# Remplacement carte mère G3 beige HELP !!!



## rp256 (1 Juillet 2004)

Bonjour,

Ma carte mère de G3 est bourrée de microcontacts au niveau du processeur ATI (la faute à des barettes mémoire trop hautes qui ont forcé sur la carte  :hein.

J'ai donc décidé de changer cette carte. Je me suis trouvé une carte 820-0991-B (aux USA) alors que la carte d'origine était une 820-864-B.

Le problème est que la ROM était démontée. J'ai donc retiré la ROM de la carte initiale pour la mettre sur cette seconde carte. J'ai lu ensuite dans la notice de dépannage qu'il ne fallait JAMAIS retirer la ROM. Ai-je fait une connerie ? Est-elle irréversible ?

En fait, quand j'ai rebranché l'alimentation, sans l'allumer, le ventilo, les disques et lecteurs sont alimentés (avec une sorte de grésillement comme si la fréquence d'alimentation est très élevées, les led clignottent très vite).

Mes questions sont donc :
- comment faire pour changer ma carte mère ? (ROM)
- est-ce que celle que j'ai pris ne fonctionnera pas ? (faut-il absolument une 820-864-B, qui plus est française ?)

Sans vouloir vous obliger, c'est assez urgent   

Un grand merci d'avance   

A+
Stéphane


----------



## rp256 (1 Juillet 2004)

Autre question :

comment fzire un reset sur la carte mère ?

Encore merci,

A+
Stéphane


----------



## mad'doc (1 Juillet 2004)

rp256 a dit:
			
		

> Autre question :
> 
> comment fzire un reset sur la carte mère ?
> 
> ...


Si c'est la même carte mère que ci-dessous, il y a le bouton Reset (à gauche sur le schéma):


----------



## mad'doc (1 Juillet 2004)

Le bon schéma est le suivant, mais c'est le même


----------



## rp256 (1 Juillet 2004)

Merci à toi Mad'doc.

Ton schéma m'a bien aidé.

En fait, j'ai trouvé ce qui clochait : c'est le cavalier définissant le type d'alimentation (Mac ou PC) sur la carte mère qui était mal positionné.
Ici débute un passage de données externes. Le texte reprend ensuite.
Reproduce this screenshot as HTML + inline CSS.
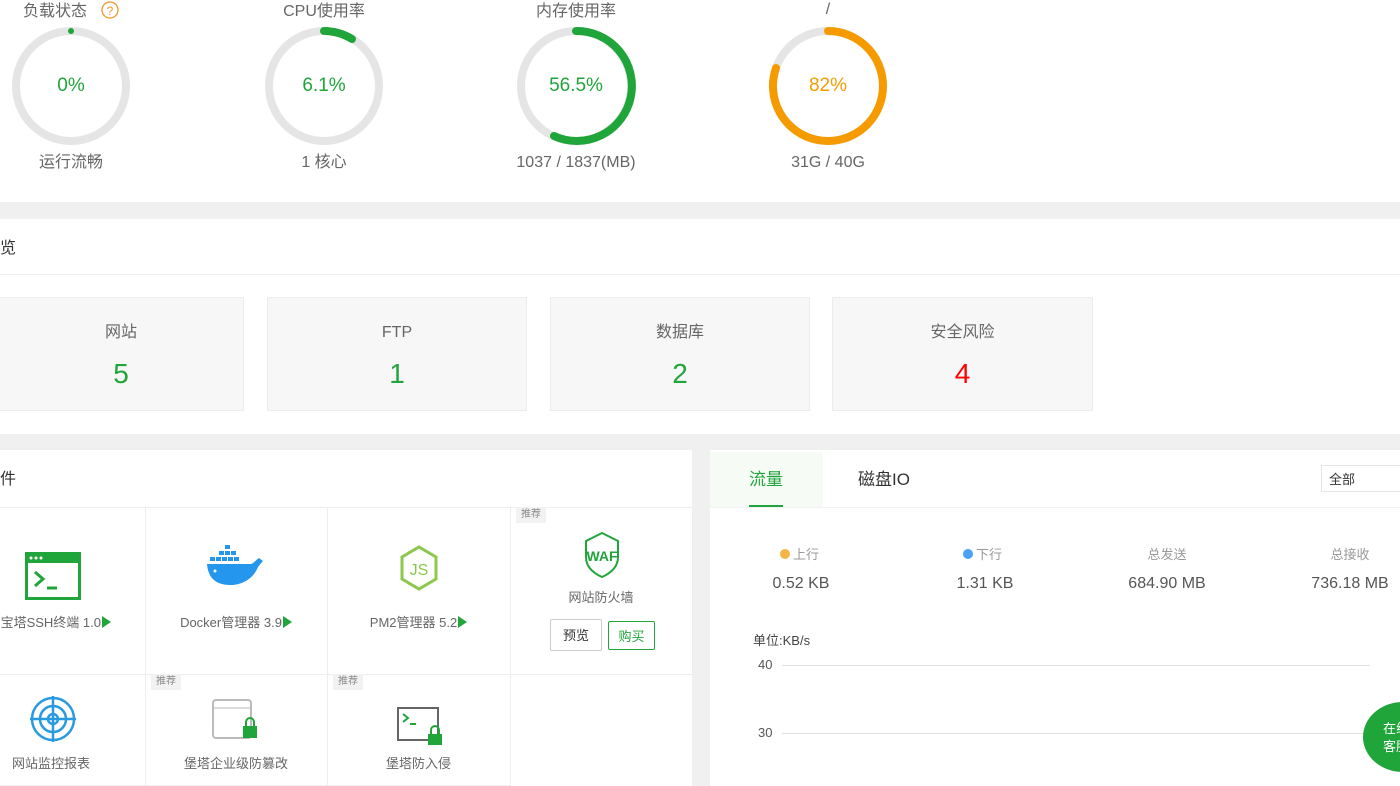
<!DOCTYPE html>
<html><head><meta charset="utf-8"><style>
*{box-sizing:border-box;margin:0;padding:0}
body{width:1400px;height:786px;overflow:hidden;background:#f0f0f0;font-family:"Liberation Sans","Noto Sans CJK SC",sans-serif;position:relative;color:#666}
.a{position:absolute}
.t{position:absolute;white-space:nowrap;line-height:24px}
.c{text-align:center;transform:translateX(-50%)}
.card{position:absolute;top:297px;height:114px;background:#f7f7f7;border:1px solid #ececec;text-align:center}
.card .l{position:absolute;left:0;right:0;top:25px;line-height:20px;font-size:16px;color:#666}
.card .n{position:absolute;left:0;right:0;top:59px;line-height:34px;font-size:28px;color:#20a53a}
.cell{position:absolute;border-right:1px solid #eee;border-bottom:1px solid #eee}
.tag{position:absolute;font-size:10px;color:#888;background:#f2f2f2;padding:1px 5px;top:0;left:6px;line-height:14px}
.lbl{position:absolute;width:100%;text-align:center;font-size:13px;color:#666;line-height:22px}
.tri{display:inline-block;width:0;height:0;border-left:9px solid #20a53a;border-top:6px solid transparent;border-bottom:6px solid transparent;vertical-align:-1px;margin-left:1px}
</style></head><body>
<div class="a" style="left:0;top:0;width:1400px;height:202px;background:#fff"></div>
<svg class="a" style="left:0;top:0" width="1000" height="202">
<g fill="none" stroke-width="8">
<circle cx="71" cy="86" r="55" stroke="#e5e5e5"/>
<circle cx="324" cy="86" r="55" stroke="#e5e5e5"/>
<circle cx="576" cy="86" r="55" stroke="#e5e5e5"/>
<circle cx="828" cy="86" r="55" stroke="#e5e5e5"/>
<circle cx="71" cy="31" r="3" fill="#20a53a" stroke="none"/>
<path d="M324 31 A55 55 0 0 1 352 39" stroke="#20a53a" stroke-linecap="round"/>
<path d="M576 31 A55 55 0 1 1 554 136" stroke="#20a53a" stroke-linecap="round"/>
<path d="M828 31 A55 55 0 1 1 776 68" stroke="#f59b00" stroke-linecap="round"/>
</g>
<circle cx="110" cy="10" r="8" fill="none" stroke="#f0962c" stroke-width="1.3"/>
<text x="110" y="15" font-size="12" fill="#f0962c" text-anchor="middle" font-family="Liberation Sans">?</text>
</svg>
<div class="t" style="left:23px;top:0;font-size:16px">负载状态</div>
<div class="t c" style="left:324px;top:0;font-size:16px">CPU使用率</div>
<div class="t c" style="left:576px;top:0;font-size:16px">内存使用率</div>
<div class="t c" style="left:828px;top:-2px;font-size:16px">/</div>
<div class="t c" style="left:71px;top:74px;font-size:19px;color:#20a53a">0%</div>
<div class="t c" style="left:324px;top:74px;font-size:19px;color:#20a53a">6.1%</div>
<div class="t c" style="left:576px;top:74px;font-size:19px;color:#20a53a">56.5%</div>
<div class="t c" style="left:828px;top:74px;font-size:19px;color:#f59b00">82%</div>
<div class="t c" style="left:71px;top:151px;font-size:16px">运行流畅</div>
<div class="t c" style="left:324px;top:151px;font-size:16px">1 核心</div>
<div class="t c" style="left:576px;top:151px;font-size:16px">1037 / 1837(MB)</div>
<div class="t c" style="left:828px;top:151px;font-size:16px">31G / 40G</div>

<div class="a" style="left:0;top:219px;width:1400px;height:215px;background:#fff"></div>
<div class="t" style="left:0;top:237px;font-size:16px;color:#333">览</div>
<div class="a" style="left:0;top:274px;width:1400px;height:1px;background:#eee"></div>
<div class="card" style="left:-2px;width:246px"><div class="l">网站</div><div class="n">5</div></div>
<div class="card" style="left:267px;width:260px"><div class="l">FTP</div><div class="n">1</div></div>
<div class="card" style="left:550px;width:260px"><div class="l">数据库</div><div class="n">2</div></div>
<div class="card" style="left:832px;width:261px"><div class="l">安全风险</div><div class="n" style="color:#f00">4</div></div>

<div class="a" style="left:0;top:450px;width:692px;height:336px;background:#fff"></div>
<div class="t" style="left:0;top:468px;font-size:16px;color:#333">件</div>
<div class="a" style="left:0;top:507px;width:692px;height:1px;background:#eee"></div>
<div class="cell" style="left:0;top:507px;width:146px;height:168px">
<svg class="a" style="left:25px;top:45px" width="56" height="48"><rect x="1.5" y="1.5" width="53" height="45" fill="none" stroke="#20a53a" stroke-width="3"/><rect x="1" y="1" width="54" height="10" fill="#20a53a"/><circle cx="6" cy="6" r="1.5" fill="#fff"/><circle cx="11" cy="6" r="1.5" fill="#fff"/><circle cx="16" cy="6" r="1.5" fill="#fff"/><path d="M10 20l8 7-8 7M22 36h10" stroke="#20a53a" stroke-width="3" fill="none"/></svg>
<div class="lbl" style="top:105px;text-align:right;padding-right:34px">宝塔SSH终端 1.0<span class="tri"></span></div></div>
<div class="cell" style="left:145px;top:507px;width:183px;height:168px">
<svg class="a" style="left:62px;top:38px" width="58" height="42"><g fill="#2496ed"><rect x="18" y="0" width="5" height="4"/><rect x="12" y="6" width="5" height="4"/><rect x="18" y="6" width="5" height="4"/><rect x="24" y="6" width="5" height="4"/><rect x="3" y="12" width="5" height="4"/><rect x="9" y="12" width="5" height="4"/><rect x="15" y="12" width="5" height="4"/><rect x="21" y="12" width="5" height="4"/><rect x="27" y="12" width="5" height="4"/><path d="M0 19h44c3-1 6-5 8-6l4 3c-2 2-4 5-5 6-4 10-14 18-28 18C8 40 1 32 0 19z"/></g><circle cx="8" cy="26" r="1.5" fill="#fff"/></svg>
<div class="lbl" style="top:105px">Docker管理器 3.9<span class="tri"></span></div></div>
<div class="cell" style="left:327px;top:507px;width:184px;height:168px">
<svg class="a" style="left:72px;top:38px" width="40" height="46"><path d="M20 2l17 10v22L20 44 3 34V12z" fill="none" stroke="#8cc84b" stroke-width="3"/><text x="20" y="30" font-size="16" fill="#8cc84b" text-anchor="middle" font-family="Liberation Sans">JS</text></svg>
<div class="lbl" style="top:105px">PM2管理器 5.2<span class="tri"></span></div></div>
<div class="cell" style="left:510px;top:507px;width:183px;height:168px"><span class="tag">推荐</span>
<svg class="a" style="left:72px;top:24px" width="40" height="48"><path d="M20 2l16 8v16c0 10-7 16-16 20C11 42 4 36 4 26V10z" fill="none" stroke="#20a53a" stroke-width="2"/><text x="20" y="30" font-size="14" fill="#20a53a" text-anchor="middle" font-weight="bold" font-family="Liberation Sans">WAF</text></svg>
<div class="lbl" style="top:80px">网站防火墙</div>
<div class="a" style="left:40px;top:112px;width:52px;height:32px;border:1px solid #ccc;border-radius:2px;font-size:13px;color:#333;text-align:center;line-height:32px">预览</div>
<div class="a" style="left:98px;top:114px;width:47px;height:29px;border:1px solid #20a53a;border-radius:2px;font-size:13px;color:#20a53a;text-align:center;line-height:29px">购买</div></div>
<div class="cell" style="left:0;top:674px;width:146px;height:112px">
<svg class="a" style="left:30px;top:22px" width="46" height="46"><g fill="none" stroke="#2a9ae0" stroke-width="2.5"><circle cx="23" cy="23" r="21"/><circle cx="23" cy="23" r="13"/><circle cx="23" cy="23" r="5"/><path d="M23 0v46M0 23h46"/></g></svg>
<div class="lbl" style="top:79px;text-align:left;padding-left:12px">网站监控报表</div></div>
<div class="cell" style="left:145px;top:674px;width:183px;height:112px"><span class="tag">推荐</span>
<svg class="a" style="left:66px;top:24px" width="50" height="44"><rect x="2" y="2" width="38" height="38" rx="3" fill="none" stroke="#bbb" stroke-width="2"/><path d="M2 10h38" stroke="#bbb"/><rect x="32" y="28" width="14" height="12" fill="#20a53a"/><path d="M35 28v-4a4 4 0 0 1 8 0v4" fill="none" stroke="#20a53a" stroke-width="2"/></svg>
<div class="lbl" style="top:79px">堡塔企业级防篡改</div></div>
<div class="cell" style="left:327px;top:674px;width:184px;height:112px"><span class="tag">推荐</span>
<svg class="a" style="left:69px;top:32px" width="48" height="40"><rect x="2" y="2" width="40" height="32" fill="none" stroke="#666" stroke-width="2"/><path d="M7 8l5 4-5 4M14 18h6" stroke="#20a53a" stroke-width="2" fill="none"/><rect x="32" y="28" width="14" height="11" fill="#20a53a"/><path d="M35 28v-4a4 4 0 0 1 8 0v4" fill="none" stroke="#20a53a" stroke-width="2"/></svg>
<div class="lbl" style="top:79px">堡塔防入侵</div></div>

<div class="a" style="left:710px;top:450px;width:690px;height:336px;background:#fff"></div>
<div class="a" style="left:710px;top:452px;width:113px;height:55px;background:#f6fbf6"></div>
<div class="t" style="left:749px;top:468px;font-size:17px;color:#20a53a">流量</div>
<div class="a" style="left:749px;top:505px;width:34px;height:3px;background:#20a53a"></div>
<div class="t" style="left:858px;top:468px;font-size:17px;color:#333">磁盘IO</div>
<div class="a" style="left:1321px;top:465px;width:90px;height:27px;border:1px solid #e5e5e5;font-size:13px;color:#333;padding:2px 7px;line-height:24px">全部</div>
<div class="a" style="left:710px;top:507px;width:690px;height:1px;background:#f2f2f2"></div>
<div class="t" style="left:780px;top:543px;font-size:13px;color:#999"><span style="display:inline-block;width:10px;height:10px;border-radius:50%;background:#f5b445;margin-right:3px"></span>上行</div>
<div class="t" style="left:963px;top:543px;font-size:13px;color:#999"><span style="display:inline-block;width:10px;height:10px;border-radius:50%;background:#4aa1f5;margin-right:3px"></span>下行</div>
<div class="t c" style="left:1167px;top:543px;font-size:13px;color:#999">总发送</div>
<div class="t c" style="left:1350px;top:543px;font-size:13px;color:#999">总接收</div>
<div class="t c" style="left:801px;top:572px;font-size:16px;color:#555">0.52 KB</div>
<div class="t c" style="left:985px;top:572px;font-size:16px;color:#555">1.31 KB</div>
<div class="t c" style="left:1167px;top:572px;font-size:16px;color:#555">684.90 MB</div>
<div class="t c" style="left:1350px;top:572px;font-size:16px;color:#555">736.18 MB</div>
<div class="t" style="left:753px;top:629px;font-size:13px;color:#444">单位:KB/s</div>
<div class="t" style="left:758px;top:653px;font-size:13px;color:#555">40</div>
<div class="t" style="left:758px;top:721px;font-size:13px;color:#555">30</div>
<div class="a" style="left:782px;top:665px;width:588px;height:1px;background:#e0e0e0"></div>
<div class="a" style="left:782px;top:733px;width:620px;height:1px;background:#e0e0e0"></div>
<div class="a" style="left:1363px;top:702px;width:80px;height:70px;border-radius:50%;background:#20a53a"></div>
<div class="t" style="left:1383px;top:720px;font-size:13px;color:#fff;line-height:18px">在线<br>客服</div>
</body></html>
Une fois en place, tout fonctionne à merveille.

Donc pour répondre à mes questions :
- on peut enlever la ROM et la remettre sans dégâts ;
- on peut aussi changer de type de carte mère sans aucun soucis.

A+
Stéphane


----------



## mad'doc (1 Juillet 2004)

rp256 a dit:
			
		

> En fait, j'ai trouvé ce qui clochait : c'est le cavalier définissant le type d'alimentation (Mac ou PC) sur la carte mère qui était mal positionné. Une fois en place, tout fonctionne à merveille.


Ca voudrait dire que l'on peut lui mettre une alim ATX de PC ?


----------



## rp256 (2 Juillet 2004)

ATX, je ne sais pas, mais il est bien prévu de pouvoir alimenter par une alim' extérieure.

Allez savoir pourquoi   

A+
Stéphane


----------